Copy out every line of the records where the string "React" occurs.

┄┄┄┄┄┄┄┄┄┄┄┄┄┄┄┄┄┄┄┄

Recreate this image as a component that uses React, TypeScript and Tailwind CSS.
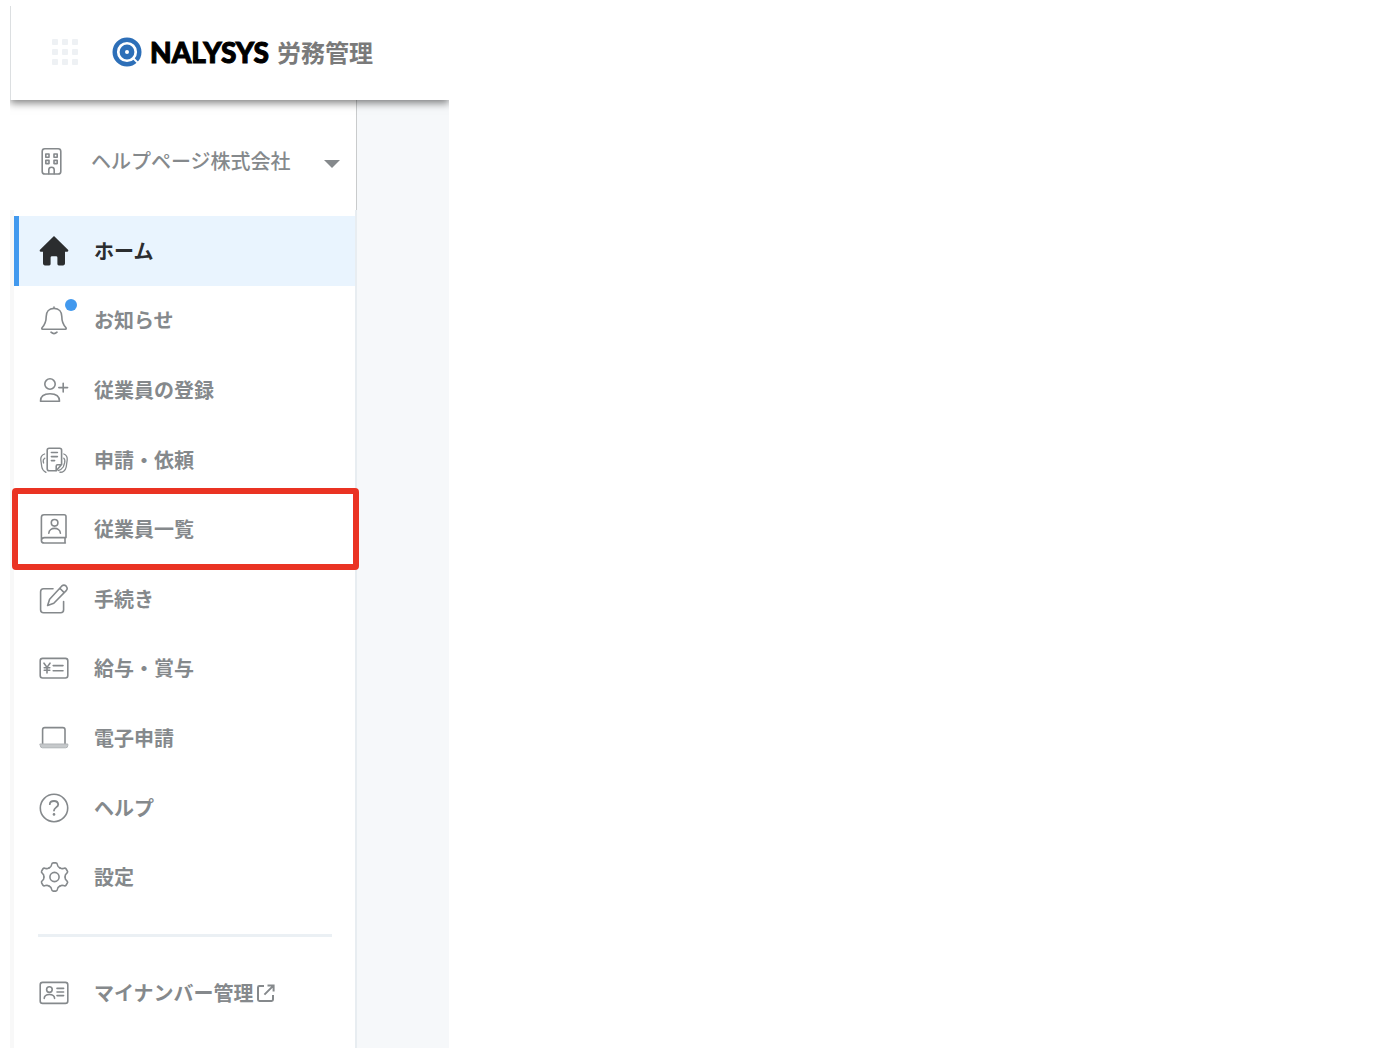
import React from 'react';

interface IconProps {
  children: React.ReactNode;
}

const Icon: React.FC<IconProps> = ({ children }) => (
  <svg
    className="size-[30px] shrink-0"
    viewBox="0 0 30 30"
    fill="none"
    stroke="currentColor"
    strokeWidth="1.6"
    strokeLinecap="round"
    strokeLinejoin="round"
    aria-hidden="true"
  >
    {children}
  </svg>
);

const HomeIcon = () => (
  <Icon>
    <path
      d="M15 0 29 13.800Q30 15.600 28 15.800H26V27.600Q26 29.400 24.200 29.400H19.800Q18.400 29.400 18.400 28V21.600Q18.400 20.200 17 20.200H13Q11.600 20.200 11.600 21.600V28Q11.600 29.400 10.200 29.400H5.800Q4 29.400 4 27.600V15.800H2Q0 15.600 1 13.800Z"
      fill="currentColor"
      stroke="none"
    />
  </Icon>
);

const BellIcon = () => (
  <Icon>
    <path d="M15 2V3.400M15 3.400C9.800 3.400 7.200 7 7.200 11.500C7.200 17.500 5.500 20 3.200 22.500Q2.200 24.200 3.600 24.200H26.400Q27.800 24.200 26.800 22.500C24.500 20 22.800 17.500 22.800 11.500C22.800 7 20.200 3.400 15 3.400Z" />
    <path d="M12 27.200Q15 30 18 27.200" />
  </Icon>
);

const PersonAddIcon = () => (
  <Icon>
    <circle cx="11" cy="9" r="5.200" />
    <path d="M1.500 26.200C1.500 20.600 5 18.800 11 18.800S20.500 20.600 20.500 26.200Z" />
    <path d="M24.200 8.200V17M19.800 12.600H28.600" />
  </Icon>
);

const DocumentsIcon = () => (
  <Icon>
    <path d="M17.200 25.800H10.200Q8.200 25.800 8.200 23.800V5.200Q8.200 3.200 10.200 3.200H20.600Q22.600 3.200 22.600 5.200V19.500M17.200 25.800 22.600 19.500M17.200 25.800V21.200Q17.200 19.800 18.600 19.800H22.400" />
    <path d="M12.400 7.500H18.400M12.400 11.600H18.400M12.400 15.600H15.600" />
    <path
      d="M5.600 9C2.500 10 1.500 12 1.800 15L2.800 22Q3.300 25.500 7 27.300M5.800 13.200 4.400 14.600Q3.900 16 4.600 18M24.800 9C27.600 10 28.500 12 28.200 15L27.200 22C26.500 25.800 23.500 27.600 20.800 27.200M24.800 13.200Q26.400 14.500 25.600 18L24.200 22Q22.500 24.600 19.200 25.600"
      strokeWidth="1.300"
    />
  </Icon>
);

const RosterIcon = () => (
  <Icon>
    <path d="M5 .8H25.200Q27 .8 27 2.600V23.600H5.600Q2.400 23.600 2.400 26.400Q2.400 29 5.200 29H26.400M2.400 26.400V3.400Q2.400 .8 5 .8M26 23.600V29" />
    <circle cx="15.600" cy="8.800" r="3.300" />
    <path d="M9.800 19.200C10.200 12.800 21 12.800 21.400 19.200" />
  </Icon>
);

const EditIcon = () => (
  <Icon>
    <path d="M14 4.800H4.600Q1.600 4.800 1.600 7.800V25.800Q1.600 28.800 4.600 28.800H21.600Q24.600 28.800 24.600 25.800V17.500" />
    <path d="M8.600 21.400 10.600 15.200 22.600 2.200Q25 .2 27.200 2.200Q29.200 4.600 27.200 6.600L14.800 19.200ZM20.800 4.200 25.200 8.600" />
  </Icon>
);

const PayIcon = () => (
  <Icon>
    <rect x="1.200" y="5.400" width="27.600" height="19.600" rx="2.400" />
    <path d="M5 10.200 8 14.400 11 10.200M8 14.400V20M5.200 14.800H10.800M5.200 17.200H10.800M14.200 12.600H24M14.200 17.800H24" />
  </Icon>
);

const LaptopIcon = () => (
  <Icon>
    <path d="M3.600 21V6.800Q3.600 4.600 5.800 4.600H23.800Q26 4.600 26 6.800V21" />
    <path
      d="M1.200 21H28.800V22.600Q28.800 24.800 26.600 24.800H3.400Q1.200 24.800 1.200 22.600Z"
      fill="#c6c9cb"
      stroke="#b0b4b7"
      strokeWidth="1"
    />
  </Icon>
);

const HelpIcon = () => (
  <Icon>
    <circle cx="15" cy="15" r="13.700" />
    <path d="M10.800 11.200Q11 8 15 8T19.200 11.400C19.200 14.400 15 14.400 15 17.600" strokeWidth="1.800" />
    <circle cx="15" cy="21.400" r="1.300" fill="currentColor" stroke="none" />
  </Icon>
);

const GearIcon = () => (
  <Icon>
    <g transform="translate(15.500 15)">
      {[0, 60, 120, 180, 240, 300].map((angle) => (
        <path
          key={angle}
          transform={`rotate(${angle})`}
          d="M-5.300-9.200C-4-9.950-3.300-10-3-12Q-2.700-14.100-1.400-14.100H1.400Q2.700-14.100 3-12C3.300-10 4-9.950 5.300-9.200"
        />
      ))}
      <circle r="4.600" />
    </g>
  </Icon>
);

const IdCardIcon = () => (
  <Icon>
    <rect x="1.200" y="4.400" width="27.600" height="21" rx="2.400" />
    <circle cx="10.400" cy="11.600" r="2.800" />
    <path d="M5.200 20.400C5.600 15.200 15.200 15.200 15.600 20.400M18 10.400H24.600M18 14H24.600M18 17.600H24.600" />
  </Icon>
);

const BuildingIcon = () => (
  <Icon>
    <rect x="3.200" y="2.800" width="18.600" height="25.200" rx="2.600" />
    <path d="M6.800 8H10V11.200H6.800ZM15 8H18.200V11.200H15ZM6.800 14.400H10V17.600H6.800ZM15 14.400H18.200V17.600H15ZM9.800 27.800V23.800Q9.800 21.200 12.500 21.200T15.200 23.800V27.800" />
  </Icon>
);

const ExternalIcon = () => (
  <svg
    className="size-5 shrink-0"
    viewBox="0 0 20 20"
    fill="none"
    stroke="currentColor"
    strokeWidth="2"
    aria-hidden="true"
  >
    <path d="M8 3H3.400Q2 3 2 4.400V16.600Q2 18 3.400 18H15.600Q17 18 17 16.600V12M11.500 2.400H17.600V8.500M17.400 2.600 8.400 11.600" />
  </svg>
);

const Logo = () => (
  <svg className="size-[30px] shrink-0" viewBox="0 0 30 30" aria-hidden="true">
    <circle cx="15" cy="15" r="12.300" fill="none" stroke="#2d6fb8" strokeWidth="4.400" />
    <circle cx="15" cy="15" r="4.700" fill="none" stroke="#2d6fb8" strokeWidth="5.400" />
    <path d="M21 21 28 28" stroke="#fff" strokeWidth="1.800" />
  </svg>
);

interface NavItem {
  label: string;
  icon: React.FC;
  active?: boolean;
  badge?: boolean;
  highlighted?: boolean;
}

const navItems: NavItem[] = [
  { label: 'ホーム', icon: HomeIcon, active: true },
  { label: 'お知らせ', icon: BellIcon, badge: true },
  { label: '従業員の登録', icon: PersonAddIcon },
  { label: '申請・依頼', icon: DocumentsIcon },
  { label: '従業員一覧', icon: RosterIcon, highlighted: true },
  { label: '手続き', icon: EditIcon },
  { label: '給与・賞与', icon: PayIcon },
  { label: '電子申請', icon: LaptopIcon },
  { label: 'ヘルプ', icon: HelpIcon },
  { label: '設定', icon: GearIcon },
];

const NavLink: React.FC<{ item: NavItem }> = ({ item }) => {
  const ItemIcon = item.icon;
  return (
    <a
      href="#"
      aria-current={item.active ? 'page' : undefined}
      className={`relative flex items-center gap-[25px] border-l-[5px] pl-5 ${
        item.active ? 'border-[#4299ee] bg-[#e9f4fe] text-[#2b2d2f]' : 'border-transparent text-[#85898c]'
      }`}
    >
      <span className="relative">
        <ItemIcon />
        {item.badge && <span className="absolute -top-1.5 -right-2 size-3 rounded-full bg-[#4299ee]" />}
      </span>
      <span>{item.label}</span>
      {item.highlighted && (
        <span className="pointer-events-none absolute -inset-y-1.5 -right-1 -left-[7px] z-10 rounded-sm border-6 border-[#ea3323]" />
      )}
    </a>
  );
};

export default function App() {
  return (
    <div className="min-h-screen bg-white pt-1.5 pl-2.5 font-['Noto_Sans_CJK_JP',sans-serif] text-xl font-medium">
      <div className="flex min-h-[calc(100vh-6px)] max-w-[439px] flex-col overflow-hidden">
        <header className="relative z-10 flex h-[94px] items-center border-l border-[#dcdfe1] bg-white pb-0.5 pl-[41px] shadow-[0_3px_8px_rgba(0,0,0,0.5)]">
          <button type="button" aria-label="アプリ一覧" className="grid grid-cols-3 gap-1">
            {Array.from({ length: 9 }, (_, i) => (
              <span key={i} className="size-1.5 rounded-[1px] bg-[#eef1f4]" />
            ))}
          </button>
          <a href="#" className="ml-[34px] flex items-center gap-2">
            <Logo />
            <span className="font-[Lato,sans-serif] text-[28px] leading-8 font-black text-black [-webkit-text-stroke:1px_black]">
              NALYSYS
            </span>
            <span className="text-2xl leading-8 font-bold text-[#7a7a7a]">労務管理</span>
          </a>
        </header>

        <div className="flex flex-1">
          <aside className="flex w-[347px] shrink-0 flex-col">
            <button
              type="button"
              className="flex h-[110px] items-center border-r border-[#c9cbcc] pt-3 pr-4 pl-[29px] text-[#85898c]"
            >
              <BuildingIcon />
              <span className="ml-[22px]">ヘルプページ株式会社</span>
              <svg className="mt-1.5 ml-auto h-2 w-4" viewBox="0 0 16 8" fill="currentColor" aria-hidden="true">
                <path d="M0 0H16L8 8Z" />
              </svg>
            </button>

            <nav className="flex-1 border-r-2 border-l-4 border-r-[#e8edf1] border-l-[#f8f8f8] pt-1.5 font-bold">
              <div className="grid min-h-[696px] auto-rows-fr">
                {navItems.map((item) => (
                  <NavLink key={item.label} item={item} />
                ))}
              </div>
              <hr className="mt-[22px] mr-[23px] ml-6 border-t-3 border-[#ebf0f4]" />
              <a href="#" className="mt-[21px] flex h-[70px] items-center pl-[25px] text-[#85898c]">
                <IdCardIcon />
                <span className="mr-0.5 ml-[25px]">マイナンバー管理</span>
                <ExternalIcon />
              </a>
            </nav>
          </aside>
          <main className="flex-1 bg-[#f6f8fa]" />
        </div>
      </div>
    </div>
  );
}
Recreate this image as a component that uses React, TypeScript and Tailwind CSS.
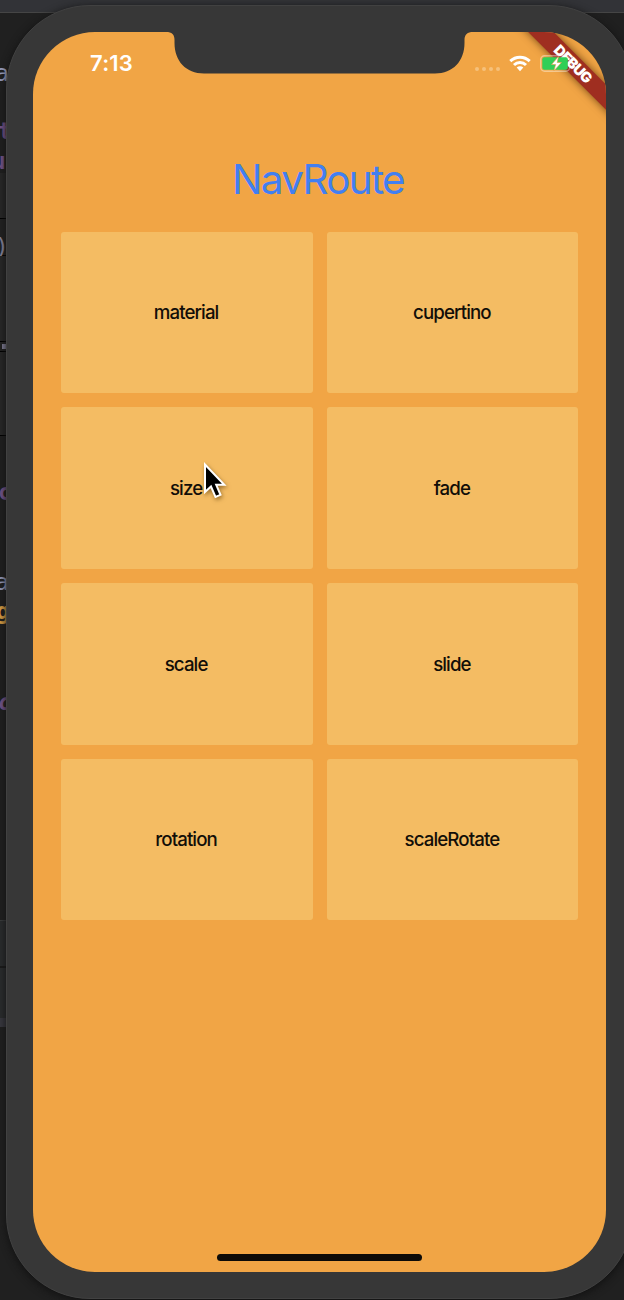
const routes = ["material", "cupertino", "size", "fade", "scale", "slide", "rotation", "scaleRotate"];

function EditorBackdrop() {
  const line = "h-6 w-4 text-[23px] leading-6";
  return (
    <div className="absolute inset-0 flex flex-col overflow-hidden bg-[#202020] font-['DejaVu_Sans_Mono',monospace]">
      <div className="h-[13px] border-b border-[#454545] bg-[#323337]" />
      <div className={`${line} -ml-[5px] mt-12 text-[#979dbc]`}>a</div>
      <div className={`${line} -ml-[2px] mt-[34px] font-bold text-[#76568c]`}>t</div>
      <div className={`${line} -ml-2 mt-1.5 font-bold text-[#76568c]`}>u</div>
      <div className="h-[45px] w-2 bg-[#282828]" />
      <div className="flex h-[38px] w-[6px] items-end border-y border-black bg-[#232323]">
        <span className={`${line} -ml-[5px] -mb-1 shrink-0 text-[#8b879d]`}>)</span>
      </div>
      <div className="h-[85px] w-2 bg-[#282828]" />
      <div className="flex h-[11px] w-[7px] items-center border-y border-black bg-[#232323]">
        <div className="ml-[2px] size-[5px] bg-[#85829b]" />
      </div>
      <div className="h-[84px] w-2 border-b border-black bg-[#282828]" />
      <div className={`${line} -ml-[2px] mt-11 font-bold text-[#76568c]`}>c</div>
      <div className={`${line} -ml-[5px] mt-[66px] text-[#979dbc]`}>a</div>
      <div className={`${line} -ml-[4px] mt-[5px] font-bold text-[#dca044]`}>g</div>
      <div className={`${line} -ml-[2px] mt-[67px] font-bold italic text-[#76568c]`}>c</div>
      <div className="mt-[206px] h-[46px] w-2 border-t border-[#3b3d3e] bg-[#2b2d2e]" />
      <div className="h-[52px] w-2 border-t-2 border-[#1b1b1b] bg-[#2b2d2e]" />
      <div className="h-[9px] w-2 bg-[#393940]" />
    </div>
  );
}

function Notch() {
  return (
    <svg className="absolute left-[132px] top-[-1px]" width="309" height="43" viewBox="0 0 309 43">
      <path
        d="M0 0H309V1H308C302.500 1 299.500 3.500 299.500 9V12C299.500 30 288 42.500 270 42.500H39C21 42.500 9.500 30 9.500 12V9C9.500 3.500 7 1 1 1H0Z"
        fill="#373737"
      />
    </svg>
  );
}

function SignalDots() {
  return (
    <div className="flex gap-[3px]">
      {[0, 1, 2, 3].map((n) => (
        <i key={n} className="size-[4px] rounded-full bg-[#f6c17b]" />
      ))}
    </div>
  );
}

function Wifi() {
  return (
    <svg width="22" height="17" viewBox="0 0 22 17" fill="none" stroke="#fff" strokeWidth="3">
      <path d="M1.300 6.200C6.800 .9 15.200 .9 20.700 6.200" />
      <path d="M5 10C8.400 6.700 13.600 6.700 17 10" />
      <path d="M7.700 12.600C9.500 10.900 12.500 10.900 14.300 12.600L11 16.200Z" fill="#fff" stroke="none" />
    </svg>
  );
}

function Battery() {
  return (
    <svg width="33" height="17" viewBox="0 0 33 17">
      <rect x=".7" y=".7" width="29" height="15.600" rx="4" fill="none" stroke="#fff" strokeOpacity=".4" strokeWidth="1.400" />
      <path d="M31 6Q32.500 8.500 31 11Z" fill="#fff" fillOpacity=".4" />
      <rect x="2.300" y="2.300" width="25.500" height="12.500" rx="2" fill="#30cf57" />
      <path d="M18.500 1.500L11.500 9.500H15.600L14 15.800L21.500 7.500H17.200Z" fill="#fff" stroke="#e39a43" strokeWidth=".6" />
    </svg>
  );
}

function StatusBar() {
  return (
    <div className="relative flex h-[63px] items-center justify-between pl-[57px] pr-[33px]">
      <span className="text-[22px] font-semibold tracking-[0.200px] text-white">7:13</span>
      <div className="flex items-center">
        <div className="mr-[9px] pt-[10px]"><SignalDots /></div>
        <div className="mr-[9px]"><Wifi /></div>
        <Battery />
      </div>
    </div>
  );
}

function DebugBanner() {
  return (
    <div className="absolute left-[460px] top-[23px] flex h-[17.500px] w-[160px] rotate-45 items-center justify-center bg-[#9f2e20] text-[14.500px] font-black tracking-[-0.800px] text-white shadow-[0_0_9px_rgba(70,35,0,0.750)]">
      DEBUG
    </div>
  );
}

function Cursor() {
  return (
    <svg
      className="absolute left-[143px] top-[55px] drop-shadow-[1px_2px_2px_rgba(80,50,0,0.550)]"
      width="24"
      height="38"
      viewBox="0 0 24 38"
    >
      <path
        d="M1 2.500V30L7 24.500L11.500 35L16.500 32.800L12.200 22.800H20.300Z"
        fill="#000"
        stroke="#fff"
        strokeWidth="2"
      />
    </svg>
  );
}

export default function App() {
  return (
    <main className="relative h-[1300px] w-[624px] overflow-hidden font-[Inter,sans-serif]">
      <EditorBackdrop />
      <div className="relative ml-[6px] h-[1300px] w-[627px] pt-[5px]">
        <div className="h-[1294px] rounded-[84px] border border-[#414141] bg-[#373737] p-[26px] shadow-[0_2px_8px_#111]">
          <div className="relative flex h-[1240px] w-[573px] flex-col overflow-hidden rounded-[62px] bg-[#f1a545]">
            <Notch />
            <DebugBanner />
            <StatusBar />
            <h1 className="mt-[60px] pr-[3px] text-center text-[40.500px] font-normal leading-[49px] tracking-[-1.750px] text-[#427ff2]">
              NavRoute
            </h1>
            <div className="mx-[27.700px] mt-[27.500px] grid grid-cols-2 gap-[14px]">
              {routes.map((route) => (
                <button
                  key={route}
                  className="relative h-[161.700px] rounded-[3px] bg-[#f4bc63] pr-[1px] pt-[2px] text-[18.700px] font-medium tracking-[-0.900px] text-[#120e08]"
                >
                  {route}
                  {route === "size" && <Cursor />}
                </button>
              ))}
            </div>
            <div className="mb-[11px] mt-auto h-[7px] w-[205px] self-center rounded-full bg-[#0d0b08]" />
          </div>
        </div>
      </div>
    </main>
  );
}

┄┄┄┄┄┄┄┄┄┄┄┄┄┄┄┄┄┄┄┄

Answer for this exercise
Recreate this image as a component that uses React, TypeScript and Tailwind CSS.
import React from 'react';
  children: React.ReactNode;
const Icon: React.FC<IconProps> = ({ children }) => (
  icon: React.FC;
const NavLink: React.FC<{ item: NavItem }> = ({ item }) => {
Recreate this image as a component that uses React, TypeScript and Tailwind CSS.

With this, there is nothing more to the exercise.